**GIVEN EXERCISE:**
Quote every line below exactly and skip any picture.

**RAW DATA:**
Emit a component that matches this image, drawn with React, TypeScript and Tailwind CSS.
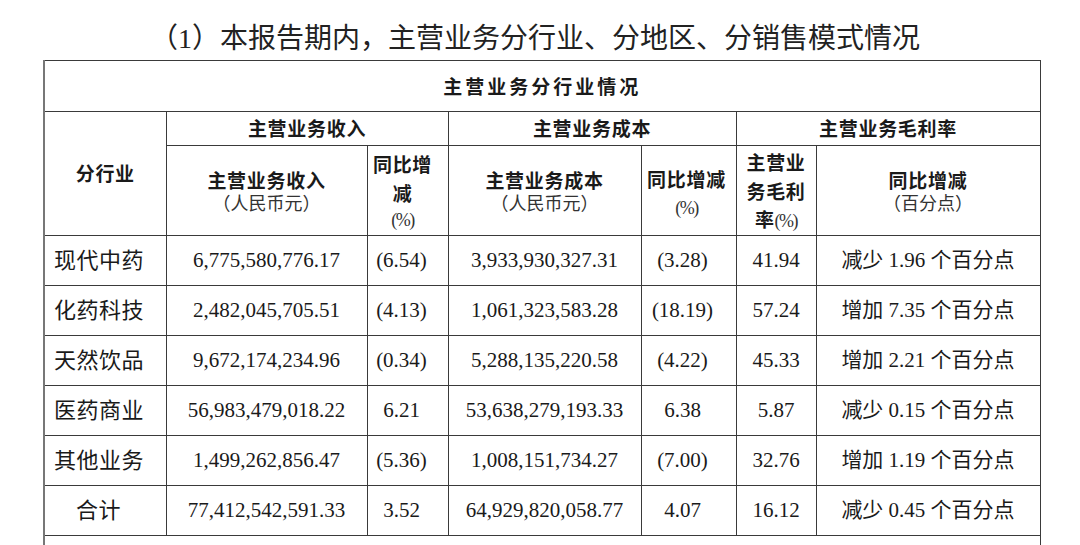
const serif = "font-['Liberation_Serif','Noto_Sans_CJK_SC',serif]"
const hei = "font-['Noto_Sans_CJK_SC',sans-serif]"

interface Row {
  name: string
  revenue: string
  revenueYoy: string
  cost: string
  costYoy: string
  margin: string
  marginYoy: string
  total?: boolean
}

const rows: Row[] = [
  { name: '现代中药', revenue: '6,775,580,776.17', revenueYoy: '(6.54)', cost: '3,933,930,327.31', costYoy: '(3.28)', margin: '41.94', marginYoy: '减少 1.96 个百分点' },
  { name: '化药科技', revenue: '2,482,045,705.51', revenueYoy: '(4.13)', cost: '1,061,323,583.28', costYoy: '(18.19)', margin: '57.24', marginYoy: '增加 7.35 个百分点' },
  { name: '天然饮品', revenue: '9,672,174,234.96', revenueYoy: '(0.34)', cost: '5,288,135,220.58', costYoy: '(4.22)', margin: '45.33', marginYoy: '增加 2.21 个百分点' },
  { name: '医药商业', revenue: '56,983,479,018.22', revenueYoy: '6.21', cost: '53,638,279,193.33', costYoy: '6.38', margin: '5.87', marginYoy: '减少 0.15 个百分点' },
  { name: '其他业务', revenue: '1,499,262,856.47', revenueYoy: '(5.36)', cost: '1,008,151,734.27', costYoy: '(7.00)', margin: '32.76', marginYoy: '增加 1.19 个百分点' },
  { name: '合计', revenue: '77,412,542,591.33', revenueYoy: '3.52', cost: '64,929,820,058.77', costYoy: '4.07', margin: '16.12', marginYoy: '减少 0.45 个百分点', total: true },
]

const cell = 'border border-[#3a3a3a] p-0 align-middle'
const head = `${cell} ${hei} font-bold text-[19px] tracking-[0.7px] text-[#1a1a1a] text-center`
// the small "(%)" marks in the header are narrow in the original
const pct = `${serif} font-normal text-[18px] tracking-[-1.5px] text-[#333]`

export default function App() {
  return (
    <div className="w-[1080px] h-[545px] overflow-hidden bg-white text-[#1a1a1a]">
      <div className={`${serif} h-[60px] pt-[23px] pr-[10px] text-center text-[28px] leading-[32px] text-[#222]`}>
        （1）本报告期内，主营业务分行业、分地区、分销售模式情况
      </div>

      <table className="ml-[43px] w-[997px] table-fixed border-collapse border-l-2 border-l-[#777]">
        <colgroup>
          <col className="w-[122px]" />
          <col className="w-[201px]" />
          <col className="w-[81px]" />
          <col className="w-[193px]" />
          <col className="w-[95px]" />
          <col className="w-[80px]" />
          <col className="w-[224px]" />
        </colgroup>
        <thead>
          <tr className="h-[51px]">
            <th colSpan={7} className={`${head} tracking-[3px] border-l-[#777] pt-[1px]`}>主营业务分行业情况</th>
          </tr>
          <tr className="h-[34px]">
            <th rowSpan={2} className={`${head} border-l-[#777]`}>分行业</th>
            <th colSpan={2} className={head}>主营业务收入</th>
            <th colSpan={2} className={head}>主营业务成本</th>
            <th colSpan={2} className={head}>主营业务毛利率</th>
          </tr>
          <tr className="h-[90px]">
            <th className={head}>
              <div className="leading-[25px] pt-[2px]">主营业务收入</div>
              <div className={`${serif} font-normal text-[18px] tracking-normal leading-[25px] text-[#333]`}>（人民币元）</div>
            </th>
            <th className={`${head} pr-[10px]`}>
              <div className="leading-[29px]">同比增</div>
              <div className="leading-[29px]">减</div>
              <div className={`${pct} leading-[26px]`}>(%)</div>
            </th>
            <th className={head}>
              <div className="leading-[25px] pt-[2px]">主营业务成本</div>
              <div className={`${serif} font-normal text-[18px] tracking-normal leading-[25px] text-[#333]`}>（人民币元）</div>
            </th>
            <th className={`${head} pr-[4px]`}>
              <div className="leading-[30px] pt-[4px]">同比增减</div>
              <div className={`${pct} leading-[28px]`}>(%)</div>
            </th>
            <th className={head}>
              <div className="leading-[29px]">主营业</div>
              <div className="leading-[29px]">务毛利</div>
              <div className="leading-[28px]">
                率<span className={pct}>(%)</span>
              </div>
            </th>
            <th className={head}>
              <div className="leading-[25px] pt-[2px]">同比增减</div>
              <div className={`${serif} font-normal text-[18px] tracking-normal leading-[25px] text-[#333]`}>（百分点）</div>
            </th>
          </tr>
        </thead>
        <tbody className={`${serif} text-[21px] text-[#1a1a1a]`}>
          {rows.map((row) => (
            <tr key={row.name} className="h-[50px]">
              <td className={`${cell} border-l-[#777] ${row.total ? 'pl-[31px]' : 'pl-[9px]'} text-[22px] tracking-[0.5px]`}>
                {row.name}
              </td>
              <td className={`${cell} text-center`}>{row.revenue}</td>
              <td className={`${cell} text-center pr-[12px]`}>{row.revenueYoy}</td>
              <td className={`${cell} text-center`}>{row.cost}</td>
              <td className={`${cell} text-center pr-[12px]`}>{row.costYoy}</td>
              <td className={`${cell} text-center`}>{row.margin}</td>
              <td className={`${cell} text-center`}>{row.marginYoy}</td>
            </tr>
          ))}
          <tr className="h-[50px]">
            <td colSpan={7} className={`${cell} border-l-[#777]`}></td>
          </tr>
        </tbody>
      </table>
    </div>
  )
}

**ANSWER:**
Emit a component that matches this image, drawn with React, TypeScript and Tailwind CSS.
const serif = "font-['Liberation_Serif','Noto_Sans_CJK_SC',serif]"
const hei = "font-['Noto_Sans_CJK_SC',sans-serif]"

interface Row {
  name: string
  revenue: string
  revenueYoy: string
  cost: string
  costYoy: string
  margin: string
  marginYoy: string
  total?: boolean
}

const rows: Row[] = [
  { name: '现代中药', revenue: '6,775,580,776.17', revenueYoy: '(6.54)', cost: '3,933,930,327.31', costYoy: '(3.28)', margin: '41.94', marginYoy: '减少 1.96 个百分点' },
  { name: '化药科技', revenue: '2,482,045,705.51', revenueYoy: '(4.13)', cost: '1,061,323,583.28', costYoy: '(18.19)', margin: '57.24', marginYoy: '增加 7.35 个百分点' },
  { name: '天然饮品', revenue: '9,672,174,234.96', revenueYoy: '(0.34)', cost: '5,288,135,220.58', costYoy: '(4.22)', margin: '45.33', marginYoy: '增加 2.21 个百分点' },
  { name: '医药商业', revenue: '56,983,479,018.22', revenueYoy: '6.21', cost: '53,638,279,193.33', costYoy: '6.38', margin: '5.87', marginYoy: '减少 0.15 个百分点' },
  { name: '其他业务', revenue: '1,499,262,856.47', revenueYoy: '(5.36)', cost: '1,008,151,734.27', costYoy: '(7.00)', margin: '32.76', marginYoy: '增加 1.19 个百分点' },
  { name: '合计', revenue: '77,412,542,591.33', revenueYoy: '3.52', cost: '64,929,820,058.77', costYoy: '4.07', margin: '16.12', marginYoy: '减少 0.45 个百分点', total: true },
]

const cell = 'border border-[#3a3a3a] p-0 align-middle'
const head = `${cell} ${hei} font-bold text-[19px] tracking-[0.7px] text-[#1a1a1a] text-center`
// the small "(%)" marks in the header are narrow in the original
const pct = `${serif} font-normal text-[18px] tracking-[-1.5px] text-[#333]`

export default function App() {
  return (
    <div className="w-[1080px] h-[545px] overflow-hidden bg-white text-[#1a1a1a]">
      <div className={`${serif} h-[60px] pt-[23px] pr-[10px] text-center text-[28px] leading-[32px] text-[#222]`}>
        （1）本报告期内，主营业务分行业、分地区、分销售模式情况
      </div>

      <table className="ml-[43px] w-[997px] table-fixed border-collapse border-l-2 border-l-[#777]">
        <colgroup>
          <col className="w-[122px]" />
          <col className="w-[201px]" />
          <col className="w-[81px]" />
          <col className="w-[193px]" />
          <col className="w-[95px]" />
          <col className="w-[80px]" />
          <col className="w-[224px]" />
        </colgroup>
        <thead>
          <tr className="h-[51px]">
            <th colSpan={7} className={`${head} tracking-[3px] border-l-[#777] pt-[1px]`}>主营业务分行业情况</th>
          </tr>
          <tr className="h-[34px]">
            <th rowSpan={2} className={`${head} border-l-[#777]`}>分行业</th>
            <th colSpan={2} className={head}>主营业务收入</th>
            <th colSpan={2} className={head}>主营业务成本</th>
            <th colSpan={2} className={head}>主营业务毛利率</th>
          </tr>
          <tr className="h-[90px]">
            <th className={head}>
              <div className="leading-[25px] pt-[2px]">主营业务收入</div>
              <div className={`${serif} font-normal text-[18px] tracking-normal leading-[25px] text-[#333]`}>（人民币元）</div>
            </th>
            <th className={`${head} pr-[10px]`}>
              <div className="leading-[29px]">同比增</div>
              <div className="leading-[29px]">减</div>
              <div className={`${pct} leading-[26px]`}>(%)</div>
            </th>
            <th className={head}>
              <div className="leading-[25px] pt-[2px]">主营业务成本</div>
              <div className={`${serif} font-normal text-[18px] tracking-normal leading-[25px] text-[#333]`}>（人民币元）</div>
            </th>
            <th className={`${head} pr-[4px]`}>
              <div className="leading-[30px] pt-[4px]">同比增减</div>
              <div className={`${pct} leading-[28px]`}>(%)</div>
            </th>
            <th className={head}>
              <div className="leading-[29px]">主营业</div>
              <div className="leading-[29px]">务毛利</div>
              <div className="leading-[28px]">
                率<span className={pct}>(%)</span>
              </div>
            </th>
            <th className={head}>
              <div className="leading-[25px] pt-[2px]">同比增减</div>
              <div className={`${serif} font-normal text-[18px] tracking-normal leading-[25px] text-[#333]`}>（百分点）</div>
            </th>
          </tr>
        </thead>
        <tbody className={`${serif} text-[21px] text-[#1a1a1a]`}>
          {rows.map((row) => (
            <tr key={row.name} className="h-[50px]">
              <td className={`${cell} border-l-[#777] ${row.total ? 'pl-[31px]' : 'pl-[9px]'} text-[22px] tracking-[0.5px]`}>
                {row.name}
              </td>
              <td className={`${cell} text-center`}>{row.revenue}</td>
              <td className={`${cell} text-center pr-[12px]`}>{row.revenueYoy}</td>
              <td className={`${cell} text-center`}>{row.cost}</td>
              <td className={`${cell} text-center pr-[12px]`}>{row.costYoy}</td>
              <td className={`${cell} text-center`}>{row.margin}</td>
              <td className={`${cell} text-center`}>{row.marginYoy}</td>
            </tr>
          ))}
          <tr className="h-[50px]">
            <td colSpan={7} className={`${cell} border-l-[#777]`}></td>
          </tr>
        </tbody>
      </table>
    </div>
  )
}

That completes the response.